**GOAL OF THE EXERCISE**
Write out the records word for word, with no pictures.
#####
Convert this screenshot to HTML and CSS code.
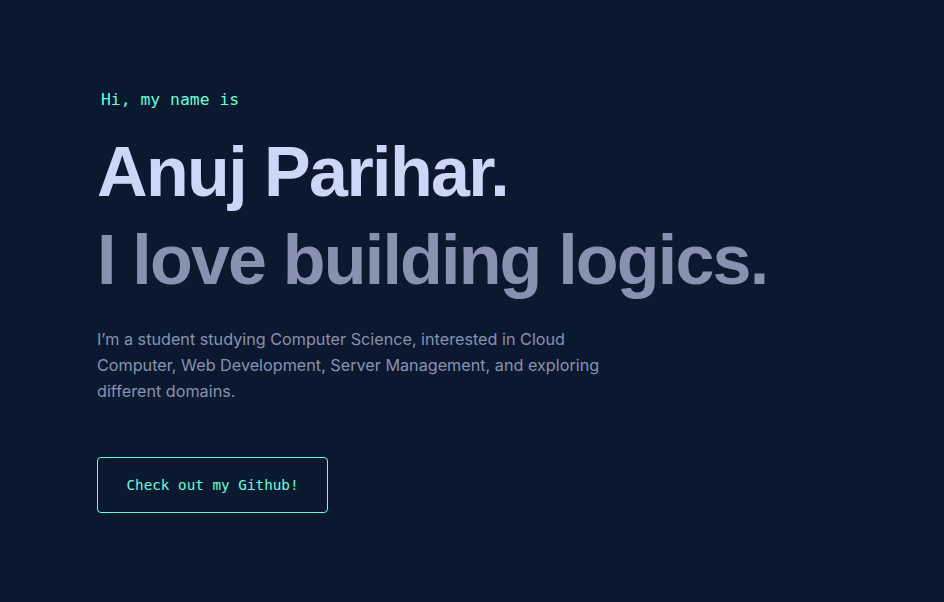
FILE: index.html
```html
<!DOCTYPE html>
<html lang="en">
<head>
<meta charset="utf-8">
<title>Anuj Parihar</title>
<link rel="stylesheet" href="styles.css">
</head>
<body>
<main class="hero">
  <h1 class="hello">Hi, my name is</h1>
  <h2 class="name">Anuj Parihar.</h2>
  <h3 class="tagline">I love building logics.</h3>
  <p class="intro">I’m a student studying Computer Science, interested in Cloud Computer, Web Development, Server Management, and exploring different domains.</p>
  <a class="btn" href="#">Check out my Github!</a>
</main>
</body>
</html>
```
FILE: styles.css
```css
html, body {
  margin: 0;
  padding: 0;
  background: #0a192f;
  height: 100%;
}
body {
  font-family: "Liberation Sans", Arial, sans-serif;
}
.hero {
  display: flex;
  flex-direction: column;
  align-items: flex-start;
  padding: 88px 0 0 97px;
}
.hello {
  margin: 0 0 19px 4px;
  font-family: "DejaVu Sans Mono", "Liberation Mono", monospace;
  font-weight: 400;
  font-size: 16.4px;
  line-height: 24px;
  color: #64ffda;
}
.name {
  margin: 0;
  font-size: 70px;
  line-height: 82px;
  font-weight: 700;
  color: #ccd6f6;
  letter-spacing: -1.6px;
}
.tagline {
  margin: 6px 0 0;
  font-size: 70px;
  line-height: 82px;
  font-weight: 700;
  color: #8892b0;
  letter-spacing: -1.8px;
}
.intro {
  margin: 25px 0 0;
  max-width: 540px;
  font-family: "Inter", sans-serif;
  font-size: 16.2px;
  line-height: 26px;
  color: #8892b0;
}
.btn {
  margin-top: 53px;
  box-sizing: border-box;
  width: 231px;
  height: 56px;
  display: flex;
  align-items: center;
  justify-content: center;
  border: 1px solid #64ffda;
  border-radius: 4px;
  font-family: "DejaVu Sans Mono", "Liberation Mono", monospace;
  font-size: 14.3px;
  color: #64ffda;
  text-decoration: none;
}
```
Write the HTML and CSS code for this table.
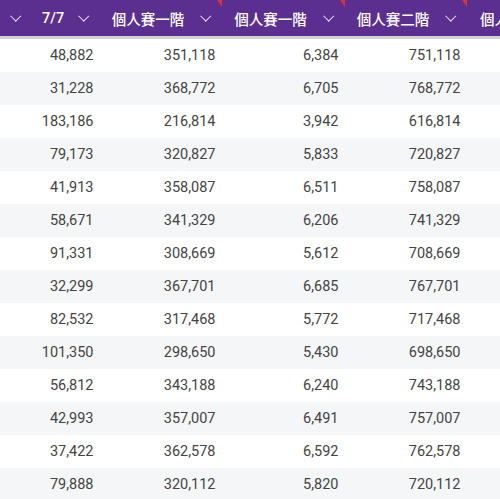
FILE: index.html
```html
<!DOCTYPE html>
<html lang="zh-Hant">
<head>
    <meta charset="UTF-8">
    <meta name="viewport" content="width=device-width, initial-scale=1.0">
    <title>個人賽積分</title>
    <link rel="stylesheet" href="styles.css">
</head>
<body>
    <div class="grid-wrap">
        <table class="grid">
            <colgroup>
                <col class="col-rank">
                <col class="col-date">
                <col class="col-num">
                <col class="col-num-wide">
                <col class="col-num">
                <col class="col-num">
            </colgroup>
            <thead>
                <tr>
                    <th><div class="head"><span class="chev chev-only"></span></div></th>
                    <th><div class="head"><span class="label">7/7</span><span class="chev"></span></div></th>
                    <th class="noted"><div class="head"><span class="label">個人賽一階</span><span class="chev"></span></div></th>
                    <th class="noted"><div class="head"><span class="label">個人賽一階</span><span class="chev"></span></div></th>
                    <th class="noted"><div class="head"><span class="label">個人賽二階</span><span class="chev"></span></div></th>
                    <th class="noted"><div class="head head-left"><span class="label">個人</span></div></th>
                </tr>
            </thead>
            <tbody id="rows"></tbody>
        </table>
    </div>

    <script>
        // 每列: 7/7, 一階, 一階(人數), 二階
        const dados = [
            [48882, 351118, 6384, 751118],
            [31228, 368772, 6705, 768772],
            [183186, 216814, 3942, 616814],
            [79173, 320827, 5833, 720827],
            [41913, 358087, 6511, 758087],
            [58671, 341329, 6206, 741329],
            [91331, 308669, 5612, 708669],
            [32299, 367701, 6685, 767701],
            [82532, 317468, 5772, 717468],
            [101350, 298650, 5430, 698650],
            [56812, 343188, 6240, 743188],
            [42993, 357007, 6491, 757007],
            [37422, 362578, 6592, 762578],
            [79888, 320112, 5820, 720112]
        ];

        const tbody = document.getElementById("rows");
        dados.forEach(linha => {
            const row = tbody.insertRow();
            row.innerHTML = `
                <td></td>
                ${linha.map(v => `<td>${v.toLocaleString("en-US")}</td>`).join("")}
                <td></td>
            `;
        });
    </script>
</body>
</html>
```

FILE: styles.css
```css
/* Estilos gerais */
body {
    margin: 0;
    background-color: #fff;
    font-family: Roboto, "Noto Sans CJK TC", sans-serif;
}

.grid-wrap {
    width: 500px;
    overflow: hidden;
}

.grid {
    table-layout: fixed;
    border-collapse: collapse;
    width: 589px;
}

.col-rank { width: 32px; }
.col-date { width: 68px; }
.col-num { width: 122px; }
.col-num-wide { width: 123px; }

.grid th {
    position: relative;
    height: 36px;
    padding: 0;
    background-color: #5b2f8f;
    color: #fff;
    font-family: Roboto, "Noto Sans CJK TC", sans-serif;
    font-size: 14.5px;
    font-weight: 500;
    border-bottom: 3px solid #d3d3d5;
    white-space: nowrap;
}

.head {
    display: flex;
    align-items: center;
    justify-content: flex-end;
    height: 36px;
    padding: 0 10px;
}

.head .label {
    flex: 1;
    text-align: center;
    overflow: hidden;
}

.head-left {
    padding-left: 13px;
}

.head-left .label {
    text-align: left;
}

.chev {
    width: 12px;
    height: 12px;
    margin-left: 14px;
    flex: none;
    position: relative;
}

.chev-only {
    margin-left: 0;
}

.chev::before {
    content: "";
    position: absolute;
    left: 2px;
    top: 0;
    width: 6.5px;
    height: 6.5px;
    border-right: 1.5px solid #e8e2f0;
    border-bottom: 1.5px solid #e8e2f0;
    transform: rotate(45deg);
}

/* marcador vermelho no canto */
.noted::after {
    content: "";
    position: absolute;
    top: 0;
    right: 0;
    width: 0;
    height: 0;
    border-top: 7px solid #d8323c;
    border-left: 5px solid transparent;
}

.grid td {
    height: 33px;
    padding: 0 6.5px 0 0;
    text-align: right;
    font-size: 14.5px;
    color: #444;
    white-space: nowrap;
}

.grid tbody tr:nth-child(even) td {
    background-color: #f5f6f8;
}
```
#####
**THE COMPLETED TASK**
Convert this screenshot to HTML and CSS code.
FILE: index.html
```html
<!DOCTYPE html>
<html lang="en">
<head>
<meta charset="utf-8">
<title>Anuj Parihar</title>
<link rel="stylesheet" href="styles.css">
</head>
<body>
<main class="hero">
  <h1 class="hello">Hi, my name is</h1>
  <h2 class="name">Anuj Parihar.</h2>
  <h3 class="tagline">I love building logics.</h3>
  <p class="intro">I’m a student studying Computer Science, interested in Cloud Computer, Web Development, Server Management, and exploring different domains.</p>
  <a class="btn" href="#">Check out my Github!</a>
</main>
</body>
</html>
```
FILE: styles.css
```css
html, body {
  margin: 0;
  padding: 0;
  background: #0a192f;
  height: 100%;
}
body {
  font-family: "Liberation Sans", Arial, sans-serif;
}
.hero {
  display: flex;
  flex-direction: column;
  align-items: flex-start;
  padding: 88px 0 0 97px;
}
.hello {
  margin: 0 0 19px 4px;
  font-family: "DejaVu Sans Mono", "Liberation Mono", monospace;
  font-weight: 400;
  font-size: 16.4px;
  line-height: 24px;
  color: #64ffda;
}
.name {
  margin: 0;
  font-size: 70px;
  line-height: 82px;
  font-weight: 700;
  color: #ccd6f6;
  letter-spacing: -1.6px;
}
.tagline {
  margin: 6px 0 0;
  font-size: 70px;
  line-height: 82px;
  font-weight: 700;
  color: #8892b0;
  letter-spacing: -1.8px;
}
.intro {
  margin: 25px 0 0;
  max-width: 540px;
  font-family: "Inter", sans-serif;
  font-size: 16.2px;
  line-height: 26px;
  color: #8892b0;
}
.btn {
  margin-top: 53px;
  box-sizing: border-box;
  width: 231px;
  height: 56px;
  display: flex;
  align-items: center;
  justify-content: center;
  border: 1px solid #64ffda;
  border-radius: 4px;
  font-family: "DejaVu Sans Mono", "Liberation Mono", monospace;
  font-size: 14.3px;
  color: #64ffda;
  text-decoration: none;
}
```
Write the HTML and CSS code for this table.
FILE: index.html
```html
<!DOCTYPE html>
<html lang="zh-Hant">
<head>
    <meta charset="UTF-8">
    <meta name="viewport" content="width=device-width, initial-scale=1.0">
    <title>個人賽積分</title>
    <link rel="stylesheet" href="styles.css">
</head>
<body>
    <div class="grid-wrap">
        <table class="grid">
            <colgroup>
                <col class="col-rank">
                <col class="col-date">
                <col class="col-num">
                <col class="col-num-wide">
                <col class="col-num">
                <col class="col-num">
            </colgroup>
            <thead>
                <tr>
                    <th><div class="head"><span class="chev chev-only"></span></div></th>
                    <th><div class="head"><span class="label">7/7</span><span class="chev"></span></div></th>
                    <th class="noted"><div class="head"><span class="label">個人賽一階</span><span class="chev"></span></div></th>
                    <th class="noted"><div class="head"><span class="label">個人賽一階</span><span class="chev"></span></div></th>
                    <th class="noted"><div class="head"><span class="label">個人賽二階</span><span class="chev"></span></div></th>
                    <th class="noted"><div class="head head-left"><span class="label">個人</span></div></th>
                </tr>
            </thead>
            <tbody id="rows"></tbody>
        </table>
    </div>

    <script>
        // 每列: 7/7, 一階, 一階(人數), 二階
        const dados = [
            [48882, 351118, 6384, 751118],
            [31228, 368772, 6705, 768772],
            [183186, 216814, 3942, 616814],
            [79173, 320827, 5833, 720827],
            [41913, 358087, 6511, 758087],
            [58671, 341329, 6206, 741329],
            [91331, 308669, 5612, 708669],
            [32299, 367701, 6685, 767701],
            [82532, 317468, 5772, 717468],
            [101350, 298650, 5430, 698650],
            [56812, 343188, 6240, 743188],
            [42993, 357007, 6491, 757007],
            [37422, 362578, 6592, 762578],
            [79888, 320112, 5820, 720112]
        ];

        const tbody = document.getElementById("rows");
        dados.forEach(linha => {
            const row = tbody.insertRow();
            row.innerHTML = `
                <td></td>
                ${linha.map(v => `<td>${v.toLocaleString("en-US")}</td>`).join("")}
                <td></td>
            `;
        });
    </script>
</body>
</html>
```

FILE: styles.css
```css
/* Estilos gerais */
body {
    margin: 0;
    background-color: #fff;
    font-family: Roboto, "Noto Sans CJK TC", sans-serif;
}

.grid-wrap {
    width: 500px;
    overflow: hidden;
}

.grid {
    table-layout: fixed;
    border-collapse: collapse;
    width: 589px;
}

.col-rank { width: 32px; }
.col-date { width: 68px; }
.col-num { width: 122px; }
.col-num-wide { width: 123px; }

.grid th {
    position: relative;
    height: 36px;
    padding: 0;
    background-color: #5b2f8f;
    color: #fff;
    font-family: Roboto, "Noto Sans CJK TC", sans-serif;
    font-size: 14.5px;
    font-weight: 500;
    border-bottom: 3px solid #d3d3d5;
    white-space: nowrap;
}

.head {
    display: flex;
    align-items: center;
    justify-content: flex-end;
    height: 36px;
    padding: 0 10px;
}

.head .label {
    flex: 1;
    text-align: center;
    overflow: hidden;
}

.head-left {
    padding-left: 13px;
}

.head-left .label {
    text-align: left;
}

.chev {
    width: 12px;
    height: 12px;
    margin-left: 14px;
    flex: none;
    position: relative;
}

.chev-only {
    margin-left: 0;
}

.chev::before {
    content: "";
    position: absolute;
    left: 2px;
    top: 0;
    width: 6.5px;
    height: 6.5px;
    border-right: 1.5px solid #e8e2f0;
    border-bottom: 1.5px solid #e8e2f0;
    transform: rotate(45deg);
}

/* marcador vermelho no canto */
.noted::after {
    content: "";
    position: absolute;
    top: 0;
    right: 0;
    width: 0;
    height: 0;
    border-top: 7px solid #d8323c;
    border-left: 5px solid transparent;
}

.grid td {
    height: 33px;
    padding: 0 6.5px 0 0;
    text-align: right;
    font-size: 14.5px;
    color: #444;
    white-space: nowrap;
}

.grid tbody tr:nth-child(even) td {
    background-color: #f5f6f8;
}
```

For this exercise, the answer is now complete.